Before laws can be written, you must define your terms. Proposed:
1. Public Resource: private ownership confers many rights to the private realm but at some point, for the public good and to ensure that wealth does not take over every asset, a subset of resources is set aside and developed as not-private but publicly accessible. Taxes (we each pay a small part for the good of us all) and fees typically fund these. Most waterways fall into this category of a public resource thanks to the historical use of waterways as necessary conveyances like today’s highways.
2. Public navigable waterway: available for vessels to transit safely provided that some dimensional constraints limit this, such as depths, fairways, overhangs, etc.
Federal and State grants are provided to fund pump out operations, dredging, bridge-opening operators and bridge maintenance, a Coast Guard with oversight, installation and maintenance of navigational aids, etc. so they are not without cost.
3. Public Anchorages: waterways that do not interfere with #2. Similar to not parking a car on a highway. For boating safety, places to rest along the way during a long passage are necessary. While environmental demands suggest that pumpouts are important (and thus are funded) what is not guaranteed for the boater are amenities such as food, water and fuel. At the moment these are considered to be plentiful enough that prudent passage planning should allow one to find these.
4. Private Boat: moves in #2 and 3 in a safe, seaworthy fashion, holds waste according to its (required) onboard discharge plan.
5. Private Boat Owner: responsible for safe operation and storage of his vessel and damage done by its Private Boat in the public realm. Is responsible for the disposal of his property when no longer meeting these terms.

>When a municipality takes control of a body of water this should give us pause. Are the public benefits proposed able to justify the change in definition or “ownership”?
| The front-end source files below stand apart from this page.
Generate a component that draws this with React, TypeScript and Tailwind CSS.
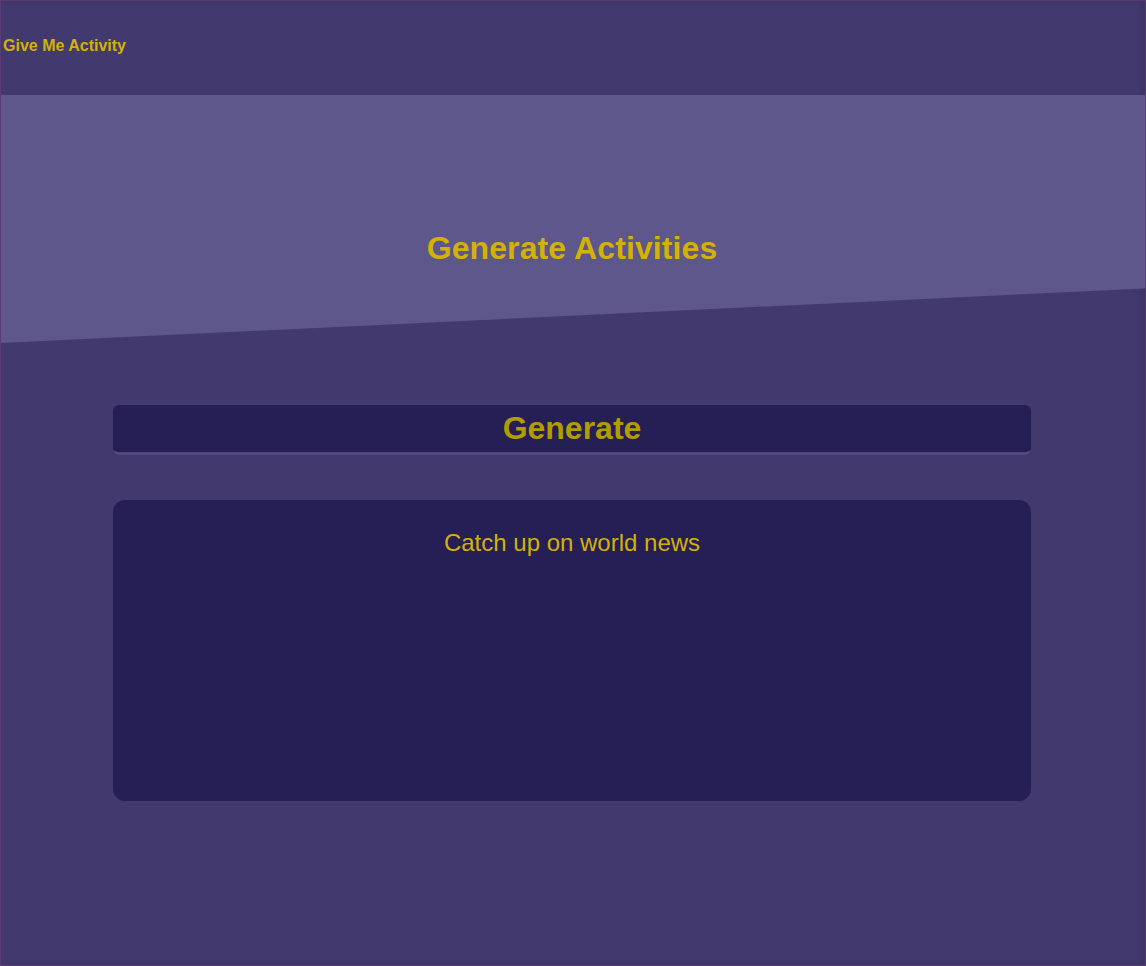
import React, { useState } from 'react';

const activities = ['Catch up on world news', 'Go for a walk', 'Learn a new recipe', 'Read a book'];

export default function App() {
    const [activity, setActivity] = useState(activities[0]);

    const generate = () => {
        setActivity(activities[Math.floor(Math.random() * activities.length)]);
    };

    return (
        <div
            className="min-h-[966px] bg-[#423a6e] border border-[#5a3b74] shadow-[inset_-4px_0_6px_rgba(0,0,0,0.12)] flex flex-col"
            style={{ fontFamily: '"Liberation Sans", Arial, sans-serif' }}
        >
            {/* Header */}
            <header className="h-[94px] flex items-center px-[2px] pb-[5px]">
                <h2 className="text-base font-bold text-[#d4b106]">Give Me Activity</h2>
            </header>

            {/* Hero */}
            <section className="h-[248px] bg-[#5d578b] [clip-path:polygon(0_0,100%_0,100%_78%,0_100%)] flex justify-center pt-[133px] pr-[2px]">
                <h1 className="text-[32px] leading-[40px] font-bold text-[#d4b106] tracking-[0.1px]">Generate Activities</h1>
            </section>

            {/* Main */}
            <main className="flex flex-col items-center mt-[62px] pr-[2px]">
                <button
                    type="button"
                    onClick={generate}
                    className="w-[918px] h-[50px] bg-[#251f55] border-b-[3px] border-[#4f4984] rounded-md text-[32px] font-bold text-[#b39c00] leading-none pb-[1px]"
                >
                    Generate
                </button>

                <div className="w-[918px] h-[301px] mt-[45px] bg-[#251f55] rounded-xl flex justify-center pt-[27px]">
                    <p className="text-2xl leading-[32px] text-[#d4b106]">{activity}</p>
                </div>
            </main>
        </div>
    );
}
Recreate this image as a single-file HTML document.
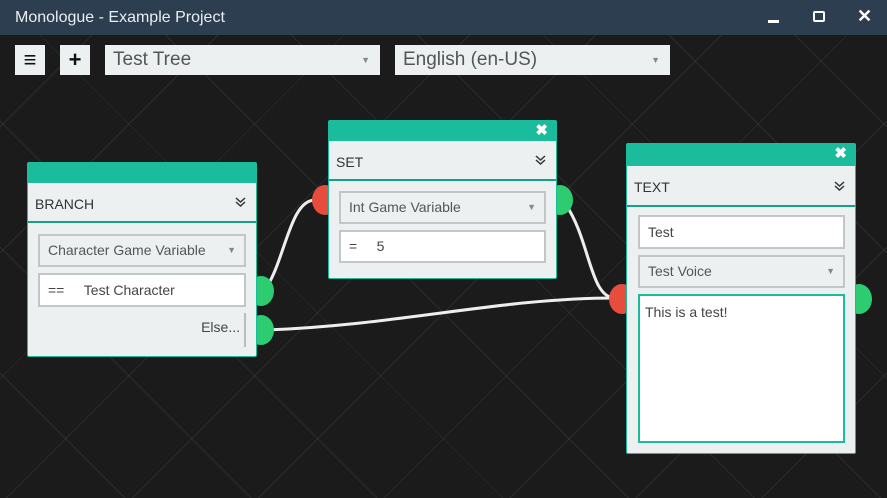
<!DOCTYPE html>
<html><head><style>
*{box-sizing:border-box;margin:0;padding:0}
body{width:887px;height:498px;overflow:hidden;font-family:"Liberation Sans",sans-serif;background:#1b1b1b;position:relative;
background-image:repeating-linear-gradient(45deg,transparent 0 88px,rgba(255,255,255,.07) 88px 89px),repeating-linear-gradient(-45deg,transparent 0 88px,rgba(255,255,255,.07) 88px 89px);}
.a{position:absolute}
.title{left:0;top:0;width:887px;height:35px;background:#2c3e50;color:#e8eef2;font-size:16px;line-height:35px;padding-left:15px}
.btn{background:#ecf0f1;width:30px;height:30px;top:45px;font-size:22px;font-weight:bold;text-align:center;line-height:30px;color:#111}
.sel{background:#ecf0f1;color:#555;font-size:19px;line-height:30px;padding-left:8px;top:45px;height:30px}
.arr{position:absolute;right:10px;top:0;font-size:9px;color:#888}
.node{background:#ecf0f1;border:1px solid #1abc9c;border-radius:2px}
.hd{position:absolute;left:0;right:0;top:0;background:#1abc9c}
.tt{position:absolute;left:0;right:0;border-bottom:2px solid #16a085;font-size:14px;color:#333;padding-left:7px}
.fld{position:absolute;background:#fff;border:2px solid #c2c6c9;font-size:14px;color:#444;padding-left:8px}
.fs{background:#ecf0f1;color:#555}
.port{position:absolute;width:26px;height:30px;border-radius:50%}
.g{background:#2ecc71}.r{background:#e74c3c}
.x{position:absolute;right:8px;top:0;color:#fff;font-size:15px;font-weight:bold}
.chev{position:absolute;right:10px;top:50%;margin-top:-6px}
</style></head><body>
<div class="a title">Monologue - Example Project</div>
<div style="position:absolute;left:768px;top:20px;width:11px;height:3px;background:#fff"></div>
<div style="position:absolute;left:813px;top:11px;width:12px;height:11px;border:2px solid #fff;border-radius:2px"></div>
<div class="a" style="left:857px;top:6px;color:#fff;font-size:18px;font-weight:bold">✕</div>
<div class="a btn" style="left:15px">≡</div>
<div class="a btn" style="left:60px">+</div>
<div class="a sel" style="left:105px;width:275px">Test Tree<span class="arr">▼</span></div>
<div class="a sel" style="left:395px;width:275px">English (en-US)<span class="arr">▼</span></div>
<svg class="a" style="left:0;top:0" width="887" height="498"><g fill="none" stroke="#eee" stroke-width="3">
<path d="M266 288 C285 260 290 200 315 200"/><path d="M266 330 C400 325 500 298 615 298"/><path d="M566 205 C590 240 590 298 615 298"/></g></svg>
<div class="port g" style="left:248px;top:276px"></div>
<div class="port g" style="left:248px;top:315px"></div>
<div class="port r" style="left:312px;top:185px"></div>
<div class="port g" style="left:547px;top:185px"></div>
<div class="port r" style="left:609px;top:284px"></div>
<div class="port g" style="left:846px;top:284px"></div>
<div class="a node" style="left:27px;top:162px;width:230px;height:195px">
<div class="hd" style="height:20px"></div>
<div class="tt" style="top:20px;height:40px;line-height:42px">BRANCH<svg class="chev" width="11" height="12"><path d="M1 2l4.5 4 4.5-4M1 6l4.5 4 4.5-4" fill="none" stroke="#333" stroke-width="1.5"/></svg></div>
<div class="fld fs" style="left:10px;top:71px;width:208px;height:33px;line-height:29px">Character Game Variable<span class="arr" style="right:8px">▼</span></div>
<div class="fld" style="left:10px;top:110px;width:208px;height:34px;line-height:30px">==&nbsp;&nbsp;&nbsp;&nbsp;&nbsp;Test Character</div>
<div class="a" style="right:16px;top:156px;font-size:14px;color:#444">Else...</div>
<div class="a" style="left:216px;top:150px;width:2px;height:34px;background:#bbb"></div>
</div>
<div class="a node" style="left:328px;top:120px;width:229px;height:159px">
<div class="hd" style="height:20px"><span class="x">✖</span></div>
<div class="tt" style="top:20px;height:40px;line-height:42px">SET<svg class="chev" width="11" height="12"><path d="M1 2l4.5 4 4.5-4M1 6l4.5 4 4.5-4" fill="none" stroke="#333" stroke-width="1.5"/></svg></div>
<div class="fld fs" style="left:10px;top:70px;width:207px;height:33px;line-height:29px">Int Game Variable<span class="arr" style="right:8px">▼</span></div>
<div class="fld" style="left:10px;top:109px;width:207px;height:33px;line-height:29px">=&nbsp;&nbsp;&nbsp;&nbsp;&nbsp;5</div>
</div>
<div class="a node" style="left:626px;top:143px;width:230px;height:311px">
<div class="hd" style="height:22px"><span class="x">✖</span></div>
<div class="tt" style="top:22px;height:41px;line-height:42px">TEXT<svg class="chev" width="11" height="12"><path d="M1 2l4.5 4 4.5-4M1 6l4.5 4 4.5-4" fill="none" stroke="#333" stroke-width="1.5"/></svg></div>
<div class="fld" style="left:11px;top:71px;width:207px;height:34px;line-height:30px">Test</div>
<div class="fld fs" style="left:11px;top:111px;width:207px;height:33px;line-height:29px">Test Voice<span class="arr" style="right:8px">▼</span></div>
<div class="fld" style="left:11px;top:150px;width:207px;height:149px;border-color:#1abc9c;padding-left:5px;line-height:32px">This is a test!</div>
</div>
</body></html>
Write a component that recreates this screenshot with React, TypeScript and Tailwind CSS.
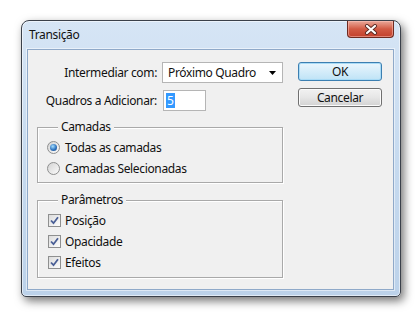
import React from 'react';

function Radio({ checked, label }: { checked?: boolean; label: string }) {
  return (
    <div className="flex h-[21px] items-center">
      <span className="ml-[9px] flex h-[13px] w-[13px] items-center justify-center rounded-full border border-[#8e8f8f] bg-gradient-to-br from-[#d4d4d4] to-[#fbfbfb]">
        {checked && (
          <span className="h-[7px] w-[7px] rounded-full bg-[radial-gradient(circle_at_40%_35%,#a6e0ff,#2f74c0_55%,#16447f)]" />
        )}
      </span>
      <span className="ml-[5px]">{label}</span>
    </div>
  );
}

function Check({ label }: { label: string }) {
  return (
    <div className="flex h-[21px] items-center">
      <span className="ml-[10px] flex h-[13px] w-[13px] items-center justify-center border border-[#8e8f8f] bg-gradient-to-br from-[#dcdcdc] to-[#fdfdfd]">
        <svg width="9" height="9" viewBox="0 0 9 9">
          <path d="M1 4.5 L3.5 7.2 L8 1.2" fill="none" stroke="#4a5f96" strokeWidth="1.8" />
        </svg>
      </span>
      <span className="ml-[4px]">{label}</span>
    </div>
  );
}

function Group({ title, children }: { title: string; children: React.ReactNode }) {
  return (
    <div className="flex flex-col border border-[#a9a9a9] shadow-[1px_1px_0_#ffffff,inset_1px_1px_0_#ffffff]">
      <span className="-mt-[9px] ml-[20px] h-[16px] self-start bg-[#f0f0f0] px-[3px] leading-[16px]">{title}</span>
      {children}
    </div>
  );
}

export default function App() {
  return (
    <div className="h-[317px] w-[420px] bg-white pl-[21px] pt-[20px] font-['Noto_Sans','Open_Sans',sans-serif] text-[12px] tracking-[-0.35px] text-[#111]">
      <div className="flex h-[277px] w-[380px] flex-col rounded-t-[8px] rounded-b-[5px] border border-[#3a404a] bg-gradient-to-b from-[#d6e5f5] via-[#c6daef] to-[#bcd2ea] pb-[6px] pl-[5px] pr-[6px] shadow-[3px_4px_10px_rgba(0,0,0,0.55),inset_0_0_0_1px_rgba(255,255,255,0.55)]">
        {/* Title bar */}
        <div className="flex h-[28px] items-start">
          <span className="ml-[2px] mt-[6px] leading-[16px]">Transição</span>
          <div className="ml-auto flex h-[17px] w-[47px] items-center justify-center rounded-b-[4px] border border-t-0 border-[#6e2a20] bg-gradient-to-b from-[#e9a89a] via-[#d25a44] to-[#c2402c] shadow-[inset_0_0_0_1px_rgba(255,200,190,0.5)]">
            <svg width="14" height="11" viewBox="0 0 14 11">
              <path d="M3 2 L11 9 M11 2 L3 9" stroke="#5a2a24" strokeWidth="4" strokeLinecap="round" />
              <path d="M3 2 L11 9 M11 2 L3 9" stroke="#ffffff" strokeWidth="2.2" strokeLinecap="round" />
            </svg>
          </div>
        </div>

        {/* Client area */}
        <div className="flex flex-1 border border-[#8fa9c9] bg-[#f0f0f0] pl-[9px] pt-[12px] shadow-[0_0_0_1px_rgba(255,255,255,0.5)]">
          <div className="flex w-[246px] flex-col">
            <div className="flex h-[21px] items-center">
              <span className="w-[120px] text-right">Intermediar com:</span>
              <div className="ml-[5px] flex h-[21px] w-[121px] items-center border border-[#b5b5b5] bg-white pl-[5px] pr-[6px]">
                <span>Próximo Quadro</span>
                <svg className="ml-auto" width="7" height="4" viewBox="0 0 7 4">
                  <path d="M0 0 H7 L3.5 4 Z" fill="#000" />
                </svg>
              </div>
            </div>
            <div className="mt-[7px] flex h-[21px] items-center">
              <span className="w-[120px] text-right">Quadros a Adicionar:</span>
              <div className="ml-[6px] flex h-[21px] w-[43px] items-center border border-[#b5b5b5] bg-white pl-[2px]">
                <span className="flex h-[15px] items-center bg-[#3399ff] px-[1px] text-white">5</span>
              </div>
            </div>

            <div className="mt-[16px]">
              <Group title="Camadas">
                <div className="mt-[2px] pb-[3px]">
                  <Radio checked label="Todas as camadas" />
                  <Radio label="Camadas Selecionadas" />
                </div>
              </Group>
            </div>

            <div className="mt-[17px]">
              <Group title="Parâmetros">
                <div className="mt-[2px] pb-[4px]">
                  <Check label="Posição" />
                  <Check label="Opacidade" />
                  <Check label="Efeitos" />
                </div>
              </Group>
            </div>
          </div>

          <div className="ml-[15px] flex w-[84px] flex-col">
            <button className="flex h-[19px] items-center justify-center rounded-[3px] border border-[#3c7fb1] bg-gradient-to-b from-[#eaf6fd] to-[#bfe3f6] shadow-[inset_0_0_0_1px_#a9dbf6]">
              OK
            </button>
            <button className="mt-[7px] flex h-[19px] items-center justify-center rounded-[3px] border border-[#707070] bg-gradient-to-b from-[#f2f2f2] via-[#e6e6e6] to-[#d2d2d2] shadow-[inset_0_0_0_1px_#fbfbfb]">
              Cancelar
            </button>
          </div>
        </div>
      </div>
    </div>
  );
}
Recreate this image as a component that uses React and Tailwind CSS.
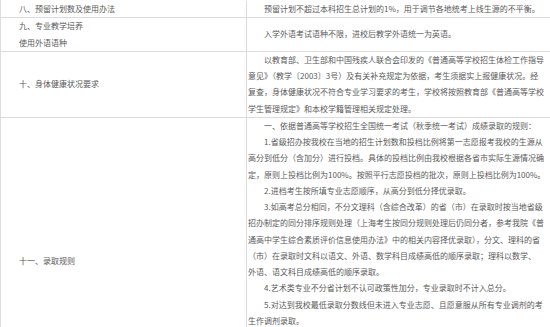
const rows = [
  {
    key: 'eight',
    label: ['八、预留计划数及使用办法'],
    body: (
      <p className="indent-[16px]">
        预留计划不超过本科招生总计划的1%，用于调节各地统考上线生源的不平衡。
      </p>
    ),
  },
  {
    key: 'nine',
    label: ['九、专业教学培养', '使用外语语种'],
    body: <p className="indent-[16px]">入学外语考试语种不限，进校后教学外语统一为英语。</p>,
  },
  {
    key: 'ten',
    label: ['十、身体健康状况要求'],
    body: (
      <p className="indent-[16px]">
        以教育部、卫生部和中国残疾人联合会印发的《普通高等学校招生体检工作指导
        <br />
        意见》（教学〔2003〕3号）及有关补充规定为依据，考生须据实上报健康状况。经
        <br />
        复查，身体健康状况不符合专业学习要求的考生，学校将按照教育部《普通高等学校
        <br />
        学生管理规定》和本校学籍管理相关规定处理。
      </p>
    ),
  },
  {
    key: 'eleven',
    label: ['十一、录取规则'],
    tall: true,
    body: (
      <>
        <p className="indent-[16px]">
          一、依据普通高等学校招生全国统一考试（秋季统一考试）成绩录取的规则：
        </p>
        <p className="indent-[16px]">
          1.省级招办按我校在当地的招生计划数和投档比例将第一志愿报考我校的生源从
          <br />
          高分到低分（含加分）进行投档。具体的投档比例由我校根据各省市实际生源情况确
          <br />
          定，原则上投档比例为100%。按照平行志愿投档的批次，原则上投档比例为100%。
        </p>
        <p className="indent-[16px]">2.进档考生按所填专业志愿顺序，从高分到低分择优录取。</p>
        <p className="indent-[16px]">
          3.如高考总分相同，不分文理科（含综合改革）的省（市）在录取时按当地省级
          <br />
          招办制定的同分排序规则处理（上海考生按同分规则处理后仍同分者，参考我院《普
          <br />
          通高中学生综合素质评价信息使用办法》中的相关内容择优录取），分文、理科的省
          <br />
          （市）在录取时文科以语文、外语、数学科目成绩高低的顺序录取；理科以数学、
          <br />
          外语、语文科目成绩高低的顺序录取。
        </p>
        <p className="indent-[16px]">
          4.艺术类专业不分省计划不认可政策性加分，专业录取时不计入总分。
        </p>
        <p className="indent-[16px]">
          5.对达到我校最低录取分数线但未进入专业志愿、且愿意服从所有专业调剂的考
          <br />
          生作调剂录取。
        </p>
      </>
    ),
  },
];

export default function App() {
  return (
    <div className="h-[327px] w-[550px] overflow-hidden bg-white">
      <div className="w-[550px] border-l border-[#dcdcdc] pt-px font-['Noto_Sans_CJK_SC',sans-serif] text-[8px] leading-[16.25px] text-[#5a5a5a]">
        {rows.map((row) => (
          <div
            key={row.key}
            className={`flex border-b border-[#dcdcdc] ${row.tall ? 'min-h-[288px]' : ''}`}
          >
            {/* Left: item name */}
            <div className="flex w-[246px] shrink-0 flex-col justify-center border-r border-[#dcdcdc] pl-[18px]">
              {row.label.map((line) => (
                <span key={line}>{line}</span>
              ))}
            </div>

            {/* Right: description */}
            <div
              className={`flex min-w-0 flex-1 flex-col whitespace-nowrap pl-px ${
                row.tall ? 'justify-start' : 'justify-center'
              }`}
            >
              {row.body}
            </div>
          </div>
        ))}
      </div>
    </div>
  );
}
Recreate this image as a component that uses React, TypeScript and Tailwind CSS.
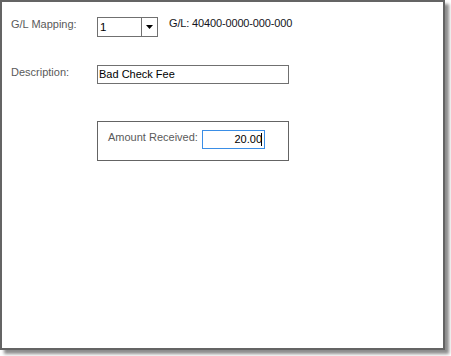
import React from "react";

export default function App() {
  return (
    <div className="w-[451px] h-[356px] bg-white font-['Liberation_Sans',Arial,sans-serif] text-[11px] leading-[13px]">
      <div className="w-[445px] h-[350px] border-2 border-[#646464] bg-white shadow-[4px_4px_3px_rgba(0,0,0,0.45)] pl-[9px] pt-[15px] flex flex-col">
        {/* Row 1 */}
        <div className="flex items-start h-[20px]">
          <div className="w-[86px] mt-[1px] text-[#5a5a5a]">G/L Mapping:</div>
          <div className="w-[61px] h-[20px] border border-[#707070] flex bg-white">
            <div className="flex-1 pl-[2px] pt-[3px] text-black text-[11.5px]">1</div>
            <div className="w-[16px] border-l border-[#707070] flex items-center justify-center">
              <svg width="7" height="4" viewBox="0 0 7 4">
                <path d="M0 0 H7 L3.5 4 Z" fill="#000" />
              </svg>
            </div>
          </div>
          <div className="ml-[11px] text-[#141420] tracking-[-0.15px]">G/L: 40400-0000-000-000</div>
        </div>

        {/* Row 2 */}
        <div className="flex items-start mt-[28px]">
          <div className="w-[86px] mt-[1px] text-[#5a5a5a]">Description:</div>
          <div className="w-[192px] h-[19px] border border-[#707070] pl-[1px] pt-[2px] text-black">Bad Check Fee</div>
        </div>

        {/* Row 3 group box */}
        <div className="ml-[86px] mt-[37px] w-[192px] h-[40px] border border-[#646464] pl-[10px] pt-[8px] flex items-start">
          <div className="w-[94px] mt-[1px] text-[#5a5a5a]">Amount Received:</div>
          <div className="w-[63px] h-[19px] border border-[#3a8ee6] flex items-center justify-end pr-[2px] text-black">
            <span>20.00</span>
            <span className="w-[1px] h-[13px] bg-black -ml-[1px]" />
          </div>
        </div>
      </div>
    </div>
  );
}
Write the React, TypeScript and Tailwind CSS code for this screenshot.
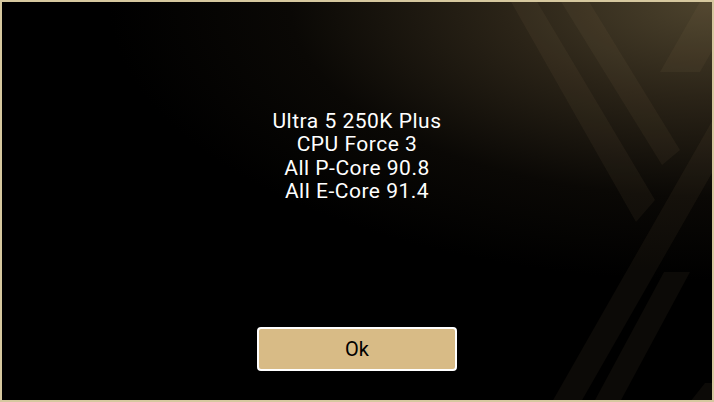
import { ReactNode } from 'react';

function Stripes() {
  // faint diagonal "X" pattern on the right side of the panel
  return (
    <svg className="absolute inset-0 pointer-events-none" width="710" height="398" viewBox="2 2 710 398">
      <g fill="#b29c6c" fillOpacity="0.065">
        <polygon points="510,0 536,0 655,200 636,222" />
        <polygon points="560,0 588,0 680,150 662,165" />
        <polygon points="552,402 581,402 811,0 781,0" />
        <polygon points="594,402 620,402 690,272 664,272" />
        <polygon points="660,72 700,72 741,0 701,0" />
        <polygon points="690,402 720,402 730,383 705,383" />
      </g>
    </svg>
  );
}

function Line({ children }: { children: ReactNode }) {
  return <p className="leading-[23.3px]">{children}</p>;
}

export default function App() {
  return (
    <div className="w-[714px] h-[402px] bg-black">
      <div className="relative w-full h-full overflow-hidden border-2 border-[#d6c89f] bg-[radial-gradient(ellipse_85%_70%_at_100%_0%,#4d432d_0%,#2a2317_35%,#0a0805_70%,#000_100%)] font-['Roboto',sans-serif]">
        <Stripes />
        <div className="relative flex flex-col items-center h-full">
          <div className="mt-[108px] text-center text-white text-[21px] tracking-[0.5px]">
            <Line>Ultra 5 250K Plus</Line>
            <Line>CPU Force 3</Line>
            <Line>All P-Core 90.8</Line>
            <Line>All E-Core 91.4</Line>
          </div>
          <button className="mt-auto mb-[29px] w-[200px] h-[44px] rounded-[4px] border-2 border-white bg-[#d8bb86] text-black text-[20px] flex items-center justify-center">
            Ok
          </button>
        </div>
      </div>
    </div>
  );
}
>Landowners that choose to live near the public water are not guaranteed their views as part of their land ownership.
>Public/government funds already fund many water operations that largely benefit boaters more than land owners and at what point should land-water amenities, like funded pump out stations, be as much a municipal requirement as a bridge operator? At what point is public access, like a dinghy dock, a requirement so that a boater can get access to shore in an emergency?
>When people and their “vessels” are no longer boating but permanently taking up public waterway areas for private use (permanent lodging) are they abusing the intent of the law by limiting the rights of others to utilize the waterway?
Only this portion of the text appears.